## SHORT TASK
Carry none of the pictures over; set down the material below exactly.

## RECORDED DATA
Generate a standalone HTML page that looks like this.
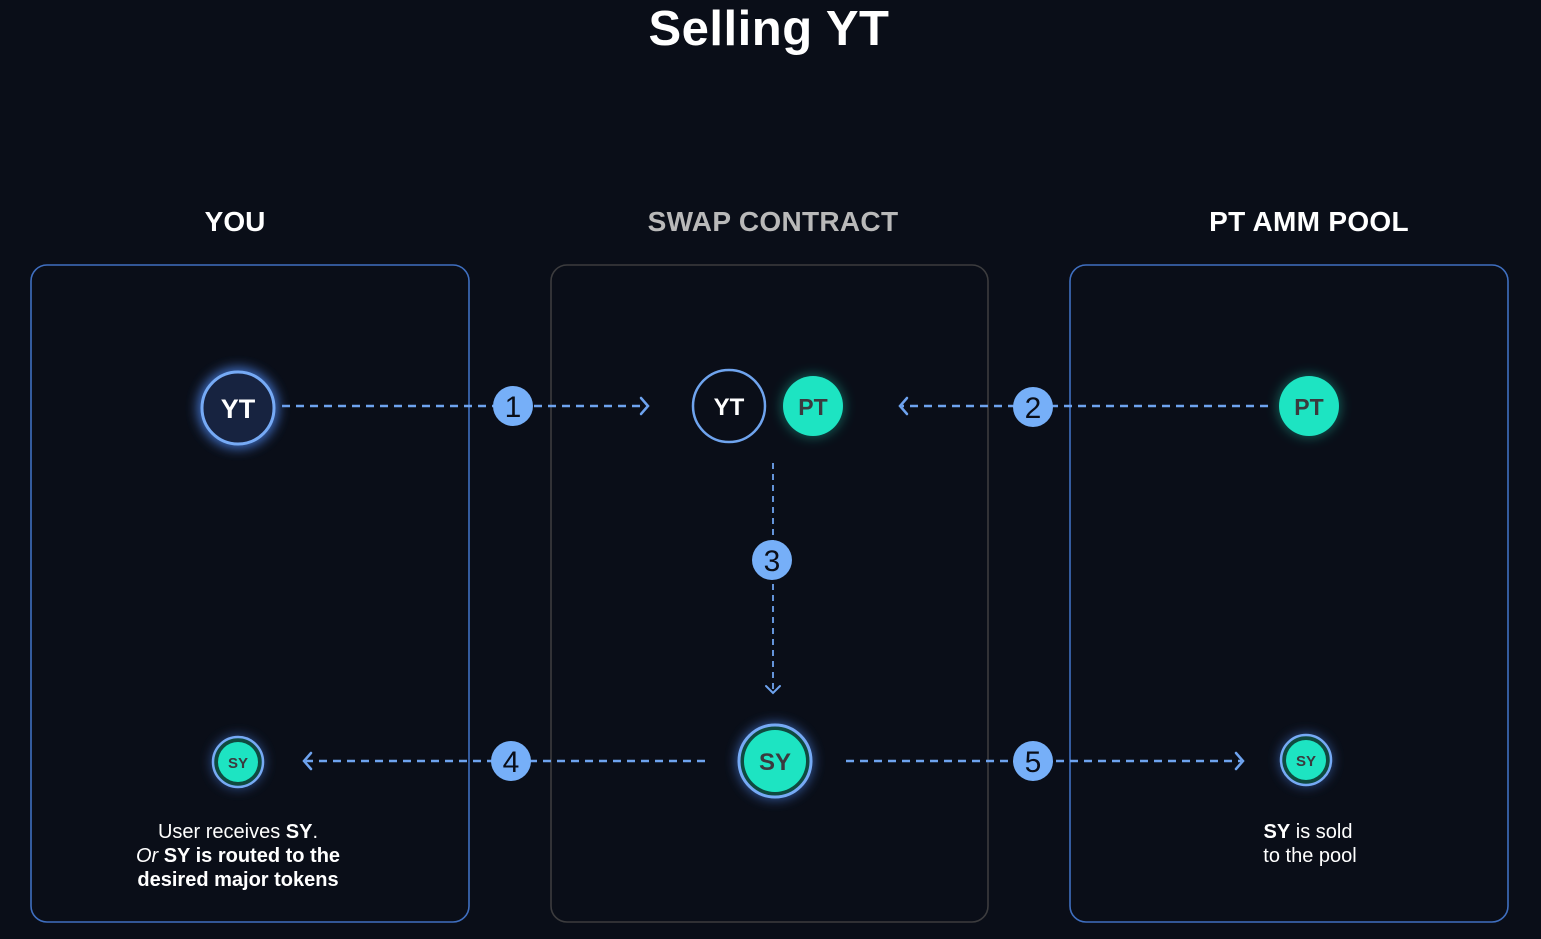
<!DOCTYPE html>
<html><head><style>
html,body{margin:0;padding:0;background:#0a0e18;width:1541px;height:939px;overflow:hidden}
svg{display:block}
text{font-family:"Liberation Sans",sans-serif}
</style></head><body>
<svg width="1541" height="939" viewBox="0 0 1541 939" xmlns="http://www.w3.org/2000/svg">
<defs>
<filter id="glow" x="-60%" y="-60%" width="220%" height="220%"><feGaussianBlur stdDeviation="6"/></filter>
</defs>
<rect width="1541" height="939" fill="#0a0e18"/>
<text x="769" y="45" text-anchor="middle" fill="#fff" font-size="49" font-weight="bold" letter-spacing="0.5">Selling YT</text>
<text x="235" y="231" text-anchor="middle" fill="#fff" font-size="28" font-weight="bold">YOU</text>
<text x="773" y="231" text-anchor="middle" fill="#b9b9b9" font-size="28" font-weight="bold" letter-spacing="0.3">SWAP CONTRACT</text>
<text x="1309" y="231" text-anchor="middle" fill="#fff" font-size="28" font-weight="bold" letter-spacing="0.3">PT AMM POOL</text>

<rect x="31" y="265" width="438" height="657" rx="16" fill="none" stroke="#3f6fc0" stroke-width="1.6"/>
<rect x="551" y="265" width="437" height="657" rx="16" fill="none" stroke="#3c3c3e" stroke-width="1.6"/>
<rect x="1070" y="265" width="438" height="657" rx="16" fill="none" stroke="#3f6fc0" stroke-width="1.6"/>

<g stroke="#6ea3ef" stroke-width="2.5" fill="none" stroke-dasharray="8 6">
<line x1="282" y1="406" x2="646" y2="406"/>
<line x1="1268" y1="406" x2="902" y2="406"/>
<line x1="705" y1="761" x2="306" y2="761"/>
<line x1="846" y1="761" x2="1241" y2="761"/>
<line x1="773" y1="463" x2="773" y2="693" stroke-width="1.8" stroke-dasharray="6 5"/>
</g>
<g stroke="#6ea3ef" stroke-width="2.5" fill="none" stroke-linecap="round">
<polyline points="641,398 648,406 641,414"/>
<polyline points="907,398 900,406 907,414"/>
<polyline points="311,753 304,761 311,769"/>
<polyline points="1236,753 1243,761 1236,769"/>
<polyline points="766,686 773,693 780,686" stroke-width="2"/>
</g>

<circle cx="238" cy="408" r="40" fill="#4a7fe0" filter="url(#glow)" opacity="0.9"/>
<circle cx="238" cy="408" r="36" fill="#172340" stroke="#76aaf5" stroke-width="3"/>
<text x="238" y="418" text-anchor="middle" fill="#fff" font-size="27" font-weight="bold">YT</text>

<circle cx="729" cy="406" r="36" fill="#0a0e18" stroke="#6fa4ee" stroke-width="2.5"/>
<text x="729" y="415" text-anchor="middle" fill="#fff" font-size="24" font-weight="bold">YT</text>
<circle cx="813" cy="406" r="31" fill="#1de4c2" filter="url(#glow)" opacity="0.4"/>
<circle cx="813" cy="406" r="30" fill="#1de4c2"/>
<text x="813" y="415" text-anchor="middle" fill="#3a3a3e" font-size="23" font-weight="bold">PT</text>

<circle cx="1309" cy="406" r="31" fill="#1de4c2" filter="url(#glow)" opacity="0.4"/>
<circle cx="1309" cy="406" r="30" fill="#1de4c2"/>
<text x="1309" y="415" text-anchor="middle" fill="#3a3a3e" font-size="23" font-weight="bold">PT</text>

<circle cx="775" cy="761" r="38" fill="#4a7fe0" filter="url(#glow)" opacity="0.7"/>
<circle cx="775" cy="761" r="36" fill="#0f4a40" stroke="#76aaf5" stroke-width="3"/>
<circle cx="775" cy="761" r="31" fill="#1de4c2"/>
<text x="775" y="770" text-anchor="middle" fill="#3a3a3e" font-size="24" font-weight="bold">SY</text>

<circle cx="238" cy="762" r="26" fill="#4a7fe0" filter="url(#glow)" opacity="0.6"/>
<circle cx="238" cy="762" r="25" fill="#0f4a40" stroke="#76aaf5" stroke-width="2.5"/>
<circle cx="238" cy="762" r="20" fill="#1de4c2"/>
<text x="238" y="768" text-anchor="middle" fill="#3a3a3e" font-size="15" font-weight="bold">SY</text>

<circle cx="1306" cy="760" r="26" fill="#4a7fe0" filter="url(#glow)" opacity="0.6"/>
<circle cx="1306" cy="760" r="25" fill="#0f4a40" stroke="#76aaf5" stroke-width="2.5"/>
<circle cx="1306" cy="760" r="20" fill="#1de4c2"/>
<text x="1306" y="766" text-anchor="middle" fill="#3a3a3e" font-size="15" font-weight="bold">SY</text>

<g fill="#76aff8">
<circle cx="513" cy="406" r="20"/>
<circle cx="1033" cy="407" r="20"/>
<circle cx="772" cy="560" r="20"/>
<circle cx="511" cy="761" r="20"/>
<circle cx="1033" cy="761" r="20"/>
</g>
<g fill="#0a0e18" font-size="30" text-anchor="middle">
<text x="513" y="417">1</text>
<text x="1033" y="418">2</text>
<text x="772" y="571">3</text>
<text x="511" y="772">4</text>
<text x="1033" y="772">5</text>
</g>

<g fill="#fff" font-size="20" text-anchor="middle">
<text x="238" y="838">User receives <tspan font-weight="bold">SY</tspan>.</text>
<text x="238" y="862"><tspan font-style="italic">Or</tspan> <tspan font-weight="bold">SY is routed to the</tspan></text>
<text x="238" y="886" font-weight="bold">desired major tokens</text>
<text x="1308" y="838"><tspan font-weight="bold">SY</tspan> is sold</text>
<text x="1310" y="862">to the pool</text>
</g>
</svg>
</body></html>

## OUTPUT FOR THIS TASK
Generate a standalone HTML page that looks like this.
<!DOCTYPE html>
<html><head><style>
html,body{margin:0;padding:0;background:#0a0e18;width:1541px;height:939px;overflow:hidden}
svg{display:block}
text{font-family:"Liberation Sans",sans-serif}
</style></head><body>
<svg width="1541" height="939" viewBox="0 0 1541 939" xmlns="http://www.w3.org/2000/svg">
<defs>
<filter id="glow" x="-60%" y="-60%" width="220%" height="220%"><feGaussianBlur stdDeviation="6"/></filter>
</defs>
<rect width="1541" height="939" fill="#0a0e18"/>
<text x="769" y="45" text-anchor="middle" fill="#fff" font-size="49" font-weight="bold" letter-spacing="0.5">Selling YT</text>
<text x="235" y="231" text-anchor="middle" fill="#fff" font-size="28" font-weight="bold">YOU</text>
<text x="773" y="231" text-anchor="middle" fill="#b9b9b9" font-size="28" font-weight="bold" letter-spacing="0.3">SWAP CONTRACT</text>
<text x="1309" y="231" text-anchor="middle" fill="#fff" font-size="28" font-weight="bold" letter-spacing="0.3">PT AMM POOL</text>

<rect x="31" y="265" width="438" height="657" rx="16" fill="none" stroke="#3f6fc0" stroke-width="1.6"/>
<rect x="551" y="265" width="437" height="657" rx="16" fill="none" stroke="#3c3c3e" stroke-width="1.6"/>
<rect x="1070" y="265" width="438" height="657" rx="16" fill="none" stroke="#3f6fc0" stroke-width="1.6"/>

<g stroke="#6ea3ef" stroke-width="2.5" fill="none" stroke-dasharray="8 6">
<line x1="282" y1="406" x2="646" y2="406"/>
<line x1="1268" y1="406" x2="902" y2="406"/>
<line x1="705" y1="761" x2="306" y2="761"/>
<line x1="846" y1="761" x2="1241" y2="761"/>
<line x1="773" y1="463" x2="773" y2="693" stroke-width="1.8" stroke-dasharray="6 5"/>
</g>
<g stroke="#6ea3ef" stroke-width="2.5" fill="none" stroke-linecap="round">
<polyline points="641,398 648,406 641,414"/>
<polyline points="907,398 900,406 907,414"/>
<polyline points="311,753 304,761 311,769"/>
<polyline points="1236,753 1243,761 1236,769"/>
<polyline points="766,686 773,693 780,686" stroke-width="2"/>
</g>

<circle cx="238" cy="408" r="40" fill="#4a7fe0" filter="url(#glow)" opacity="0.9"/>
<circle cx="238" cy="408" r="36" fill="#172340" stroke="#76aaf5" stroke-width="3"/>
<text x="238" y="418" text-anchor="middle" fill="#fff" font-size="27" font-weight="bold">YT</text>

<circle cx="729" cy="406" r="36" fill="#0a0e18" stroke="#6fa4ee" stroke-width="2.5"/>
<text x="729" y="415" text-anchor="middle" fill="#fff" font-size="24" font-weight="bold">YT</text>
<circle cx="813" cy="406" r="31" fill="#1de4c2" filter="url(#glow)" opacity="0.4"/>
<circle cx="813" cy="406" r="30" fill="#1de4c2"/>
<text x="813" y="415" text-anchor="middle" fill="#3a3a3e" font-size="23" font-weight="bold">PT</text>

<circle cx="1309" cy="406" r="31" fill="#1de4c2" filter="url(#glow)" opacity="0.4"/>
<circle cx="1309" cy="406" r="30" fill="#1de4c2"/>
<text x="1309" y="415" text-anchor="middle" fill="#3a3a3e" font-size="23" font-weight="bold">PT</text>

<circle cx="775" cy="761" r="38" fill="#4a7fe0" filter="url(#glow)" opacity="0.7"/>
<circle cx="775" cy="761" r="36" fill="#0f4a40" stroke="#76aaf5" stroke-width="3"/>
<circle cx="775" cy="761" r="31" fill="#1de4c2"/>
<text x="775" y="770" text-anchor="middle" fill="#3a3a3e" font-size="24" font-weight="bold">SY</text>

<circle cx="238" cy="762" r="26" fill="#4a7fe0" filter="url(#glow)" opacity="0.6"/>
<circle cx="238" cy="762" r="25" fill="#0f4a40" stroke="#76aaf5" stroke-width="2.5"/>
<circle cx="238" cy="762" r="20" fill="#1de4c2"/>
<text x="238" y="768" text-anchor="middle" fill="#3a3a3e" font-size="15" font-weight="bold">SY</text>

<circle cx="1306" cy="760" r="26" fill="#4a7fe0" filter="url(#glow)" opacity="0.6"/>
<circle cx="1306" cy="760" r="25" fill="#0f4a40" stroke="#76aaf5" stroke-width="2.5"/>
<circle cx="1306" cy="760" r="20" fill="#1de4c2"/>
<text x="1306" y="766" text-anchor="middle" fill="#3a3a3e" font-size="15" font-weight="bold">SY</text>

<g fill="#76aff8">
<circle cx="513" cy="406" r="20"/>
<circle cx="1033" cy="407" r="20"/>
<circle cx="772" cy="560" r="20"/>
<circle cx="511" cy="761" r="20"/>
<circle cx="1033" cy="761" r="20"/>
</g>
<g fill="#0a0e18" font-size="30" text-anchor="middle">
<text x="513" y="417">1</text>
<text x="1033" y="418">2</text>
<text x="772" y="571">3</text>
<text x="511" y="772">4</text>
<text x="1033" y="772">5</text>
</g>

<g fill="#fff" font-size="20" text-anchor="middle">
<text x="238" y="838">User receives <tspan font-weight="bold">SY</tspan>.</text>
<text x="238" y="862"><tspan font-style="italic">Or</tspan> <tspan font-weight="bold">SY is routed to the</tspan></text>
<text x="238" y="886" font-weight="bold">desired major tokens</text>
<text x="1308" y="838"><tspan font-weight="bold">SY</tspan> is sold</text>
<text x="1310" y="862">to the pool</text>
</g>
</svg>
</body></html>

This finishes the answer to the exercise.